Felt Pages

A notebook of modern human experience.

Why does modern life feel mentally loud?

Psychological Perspective

The mind treats unfinished signals like open loops. When we carry too many small alerts, we don’t just “notice” them—we keep a tiny part of ourselves on standby. That standby state is tiring. It can feel like your thoughts never fully land, as if your attention is always half-turned toward the next interruption.

Sociological Perspective

A loud mind is not only a personal problem; it’s a cultural rhythm. We’ve normalized responsiveness as a virtue. Fast replies, quick reactions, constant availability—these are quietly rewarded. When speed becomes social currency, slowness starts to feel like risk, and the nervous system learns to stay ready.

Philosophical Perspective

Noise isn’t only sound. Noise is anything that prevents presence. When everything competes for your inner space, the self can start feeling like a crowded room rather than a single seat by the window.

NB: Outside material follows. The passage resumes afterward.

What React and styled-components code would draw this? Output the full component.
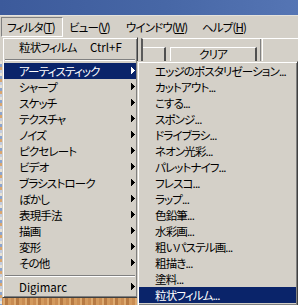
import React from 'react';
import styled, { createGlobalStyle } from 'styled-components';

const GlobalStyle = createGlobalStyle`
  html, body { margin: 0; padding: 0; background: #d4d0c8; }
  body { width: 298px; height: 305px; overflow: hidden; }
`;

const Screen = styled.div`
  position: relative;
  width: 298px;
  height: 305px;
  overflow: hidden;
  display: flex;
  flex-direction: column;
  font-family: "Noto Sans CJK JP", "Noto Sans", sans-serif;
  font-size: 11.5px;
  letter-spacing: -0.85px;
  font-feature-settings: "palt" 1;
  color: #000;
  background: #d4d0c8;
`;

const TitleStrip = styled.div`
  height: 15px;
  flex: none;
  background: linear-gradient(90deg, #3c5a9b 0%, #4767a6 55%, #5575b4 100%);
  border-bottom: 1px solid #e4e2dc;
`;

const MenuBar = styled.div`
  height: 21px;
  flex: none;
  display: flex;
  align-items: flex-start;
  padding: 1px 0 0 1px;
  box-sizing: border-box;
  background: #d4d0c8;
`;

const BarItem = styled.div`
  width: ${p => p.$w}px;
  height: 20px;
  box-sizing: border-box;
  padding-left: 5px;
  line-height: 18px;
  white-space: nowrap;
  border: 1px solid transparent;
  ${p => p.$pressed && `border-color: #808080 #ffffff #ffffff #808080;`}
  u { text-decoration: underline; text-underline-offset: 1px; }
`;

const Workspace = styled.div`
  flex: 1;
  display: flex;
  flex-direction: column;
`;

const PanelStrip = styled.div`
  height: 24px;
  flex: none;
  background: #d4d0c8;
  padding: 1px 0 0 141px;
  box-sizing: border-box;
  display: flex;
`;

const Palette = styled.div`
  flex: 1;
  display: flex;
  align-items: flex-start;
  border-top: 1px solid #ffffff;
  border-left: 2px solid #5a5a5a;
  padding-top: 8px;
`;

const Slot = styled.div`
  width: ${p => p.$w}px;
  height: 14px;
  box-sizing: border-box;
  border-top: 1px solid #ffffff;
  border-right: 2px solid #505050;
`;

const ClearButton = styled.div`
  width: 87px;
  height: 14px;
  margin-left: 4px;
  box-sizing: border-box;
  border-top: 1px solid #ffffff;
  border-left: 1px solid #ffffff;
  border-right: 2px solid #505050;
  text-align: center;
  line-height: 13px;
  overflow: hidden;
`;

const VRule = styled.div`
  width: 1px;
  align-self: stretch;
  margin-left: 3px;
  margin-top: -8px;
  border-left: 1px solid #808080;
  border-right: 1px solid #ffffff;
`;

const ImageArea = styled.div`
  flex: 1;
  background:
    repeating-linear-gradient(180deg, #e8e2d6 0 3px, #8aa4cf 3px 6px, #d9a66f 6px 9px, #c3cde0 9px 12px) left top / 2px 100% no-repeat,
    repeating-linear-gradient(90deg, #c98c52 0 3px, #ddaa70 3px 5px, #b77a43 5px 8px, #d39a5e 8px 11px);
`;

const MenuFrame = styled.div`
  position: absolute;
  left: ${p => p.$x}px;
  top: ${p => p.$y}px;
  width: ${p => p.$w}px;
  box-sizing: border-box;
  background: #d4d0c8;
  border: 1px solid;
  border-color: #d4d0c8 #404040 #404040 #d4d0c8;
  box-shadow: inset 1px 1px #ffffff, inset -1px -1px #808080;
  padding: 1px 1px 2px;
  display: flex;
  flex-direction: column;
`;

const Item = styled.div`
  position: relative;
  height: 16px;
  display: flex;
  align-items: center;
  padding-left: ${p => p.$pad}px;
  white-space: nowrap;
  line-height: 16px;
  background: ${p => (p.$active ? '#0a246a' : 'transparent')};
  color: ${p => (p.$active ? '#ffffff' : '#000000')};
`;

const Shortcut = styled.span`
  position: absolute;
  left: 86px;
  letter-spacing: 0;
`;

const Latin = styled.span`
  letter-spacing: 0;
`;

const Arrow = styled.svg`
  position: absolute;
  right: 1px;
  top: 4px;
  width: 4px;
  height: 7px;
`;

const Separator = styled.div`
  height: 8px;
  padding: 0 1px;
  display: flex;
  align-items: flex-start;
  &::before {
    content: '';
    flex: 1;
    margin-top: 4px;
    border-top: 1px solid #808080;
    border-bottom: 1px solid #ffffff;
  }
`;

const SubArrow = ({ color }) => (
  <Arrow viewBox="0 0 4 7" shapeRendering="crispEdges">
    <polygon points="0,0 4,3.5 0,7" fill={color} />
  </Arrow>
);

const mainItems = [
  'アーティスティック', 'シャープ', 'スケッチ', 'テクスチャ', 'ノイズ',
  'ピクセレート', 'ビデオ', 'ブラシストローク', 'ぼかし', '表現手法',
  '描画', '変形', 'その他',
];

const subItems = [
  'エッジのポスタリゼーション...', 'カットアウト...', 'こする...', 'スポンジ...',
  'ドライブラシ...', 'ネオン光彩...', 'パレットナイフ...', 'フレスコ...', 'ラップ...',
  '色鉛筆...', '水彩画...', '粗いパステル画...', '粗描き...', '塗料...', '粒状フィルム...',
];

export default function App() {
  return (
    <>
      <GlobalStyle />
      <Screen>
        <TitleStrip />
        <MenuBar>
          <BarItem $w={62} $pressed>フィルタ(<u>T</u>)</BarItem>
          <BarItem $w={57}>ビュー(<u>V</u>)</BarItem>
          <BarItem $w={76}>ウインドウ(<u>W</u>)</BarItem>
          <BarItem $w={50}>ヘルプ(<u>H</u>)</BarItem>
        </MenuBar>
        <Workspace>
          <PanelStrip>
            <Palette>
              <Slot $w={23} />
              <ClearButton>クリア</ClearButton>
              <VRule />
            </Palette>
          </PanelStrip>
          <ImageArea />
        </Workspace>

        <MenuFrame $x={2} $y={37} $w={136}>
          <Item $pad={15}>
            粒状フィルム
            <Shortcut>Ctrl+F</Shortcut>
          </Item>
          <Separator />
          {mainItems.map((t, i) => (
            <Item key={t} $pad={15} $active={i === 0}>
              {t}
              <SubArrow color={i === 0 ? '#ffffff' : '#000000'} />
            </Item>
          ))}
          <Separator />
          <Item $pad={15}>
            <Latin>Digimarc</Latin>
            <SubArrow color="#000000" />
          </Item>
        </MenuFrame>

        <MenuFrame $x={137} $y={61} $w={161}>
          {subItems.map((t, i) => (
            <Item key={t} $pad={16} $active={i === subItems.length - 1}>
              {t}
            </Item>
          ))}
        </MenuFrame>
      </Screen>
    </>
  );
}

The question becomes less “How do I reduce inputs?” and more “What deserves to be inside me at all?”

An Original Reflection

If this feels familiar, you’re not broken—you’re adapted. Your mind is doing what minds do: tracking what might matter. The gentler move isn’t to wage war on noise, but to choose one small island of quiet and return to it repeatedly: a walk without a phone, a single song without multitasking, a page of reading without checking anything. You don’t need a perfect silence; you need a reliable one.

Sometimes the quiet you’re looking for isn’t a place—it’s a practice of coming back.